Credit: BOSTON GLOBE/CONTRIBUTOR/GETTY
Credit: YOSHIKAZU TSUNO/STAFF/GETTY
Credit: CHINAFOTOPRESS/ CONTRIBUTOR/GETTY

The discovery of two medicines that have — in the words of the Nobel Assembly at Karolinska Institutet — “revolutionized the treatment of parasitic diseases” has resulted in the award of the 2015 Nobel Prize in Physiology or Medicine to William C. Campbell, Satoshi Ōmura and Youyou Tu (pictured top to bottom). Parasitic diseases affect a huge number of people, but they are more common in the poorest parts of the world. Campbell and Ōmura were jointly awarded half of the prize for their work on a therapy against infections caused by roundworms. The other half of the prize was awarded to Tu for her discovery of a new therapy against malaria.

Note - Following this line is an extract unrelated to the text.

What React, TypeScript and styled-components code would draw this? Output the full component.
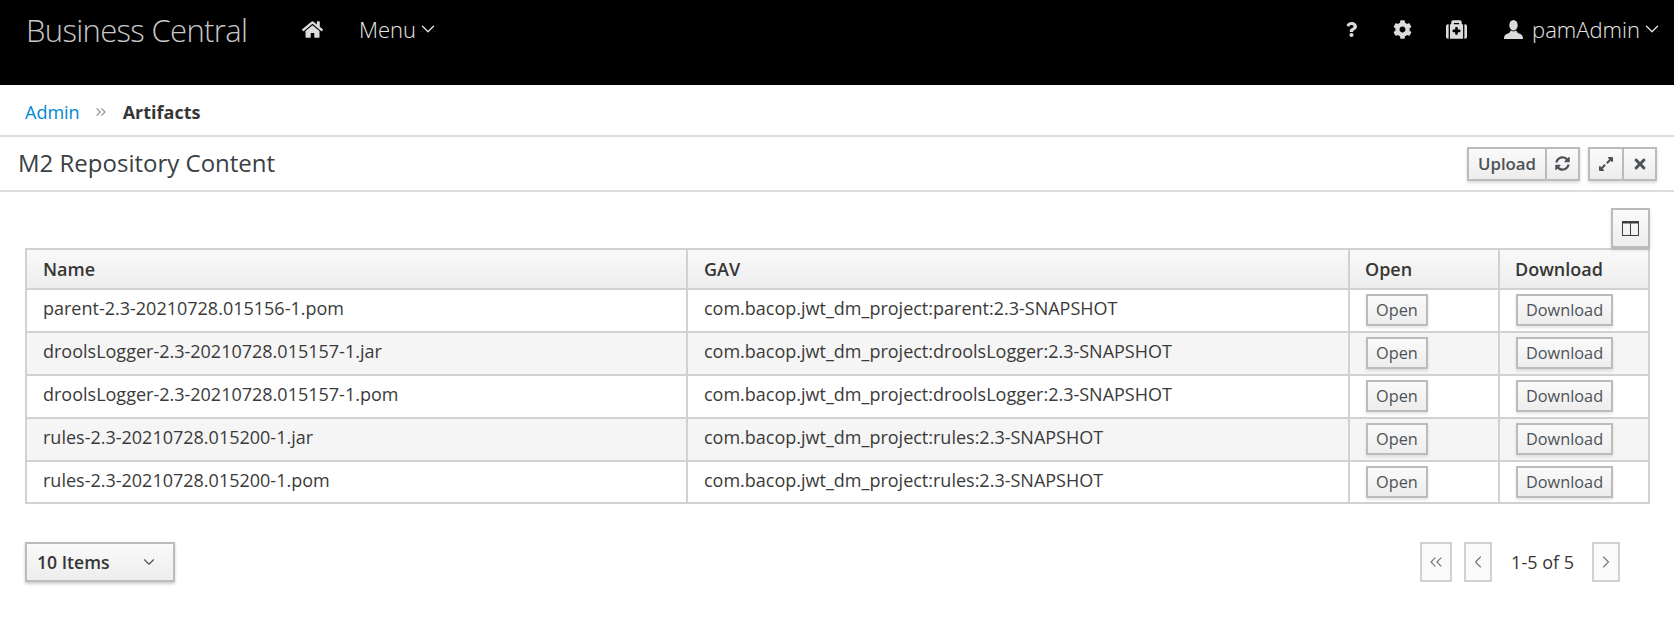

Ōmura, from Kitasato University, Japan, is an expert in culturing bacteria and isolating the chemical compounds they produce. He isolated new strains of Streptomyces — a group of soil-dwelling bacteria well-known for producing antibacterial compounds — that showed promising activity against harmful microorganisms. He gave these strains to a team led by Campbell — an expert in parasite biology who was then working at the Merck Institute for Therapeutic Research in Rahway, New Jersey, USA. Campbell was able to implicate avermectins as partially responsible for the antiparasitic activity. Development of this series of compounds led to the production of the drug ivermectin, which is used to treat onchocerciasis (widely known as river blindness) and lymphatic filariasis (which causes elephantiasis).

Youyou Tu led a research program to identify bioactive compounds from traditional Chinese medicines. Their search for antimalarial compounds — motivated by the increasing ineffectiveness of quinine and chloroquine — eventually led to the isolation of artemisinin from the wormwood plant (Artemisia annua). Like many bioactive natural products, isolating sufficient material from the plant can be problematic. Therefore most artemisinin is now produced by a semi-synthetic method: the unusual peroxide structure — thought to be responsible for the drug's mechanism of action — is introduced by a chemical oxidation of artemisinic acid, which is itself produced by a specially engineered strain of yeast.